In the description of the present disclosure, it should be noted that terms “center”, “upper”, “lower”, “left”, “right”, “vertical”, “horizontal”, “inner”, “outer”, and the like indicate orientations or positional relationships which are based on the drawings. Such terms are only for the convenience of describing the present disclosure and simplifying the description, and do not indicate or imply that the discussed device or element must have a specific orientation or be configured and operated in a specific orientation. Hence, the terms should not be construed as limitations to the present disclosure. Furthermore, the terms “first”, “second” and “third” are used for descriptive purposes only and are not to be construed as indicating or implying relative importance.
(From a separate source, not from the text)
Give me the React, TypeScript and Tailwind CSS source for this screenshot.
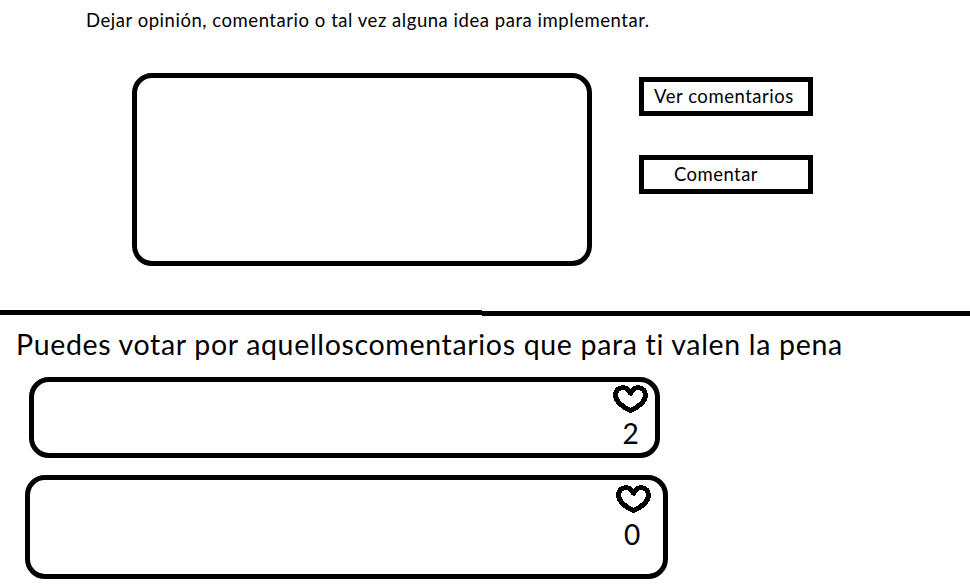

Finally, it should be noted that the above embodiments are only specific embodiments of the present disclosure, and are used to illustrate the technical solutions of the present disclosure, rather than to limit the present disclosure. The protection scope of the present disclosure is not limited thereto. Although the present disclosure is described in detail with reference to the foregoing embodiments, those skilled in the art should understand that those familiar with the technical field can make modifications or easily envisage changes to the technical solutions recorded in the foregoing embodiments within the technical scope disclosed in the present disclosure, or can obtain equivalent substitutions of some of the technical features. Such modifications, changes or substitutions do not deviate from the essence of the corresponding technical solutions from the spirit and scope of the technical solutions in the embodiments of the present disclosure, and shall be covered by the protection scope of the present disclosure. Therefore, the protection scope of the present disclosure shall be in accordance with the protection scope of the claims.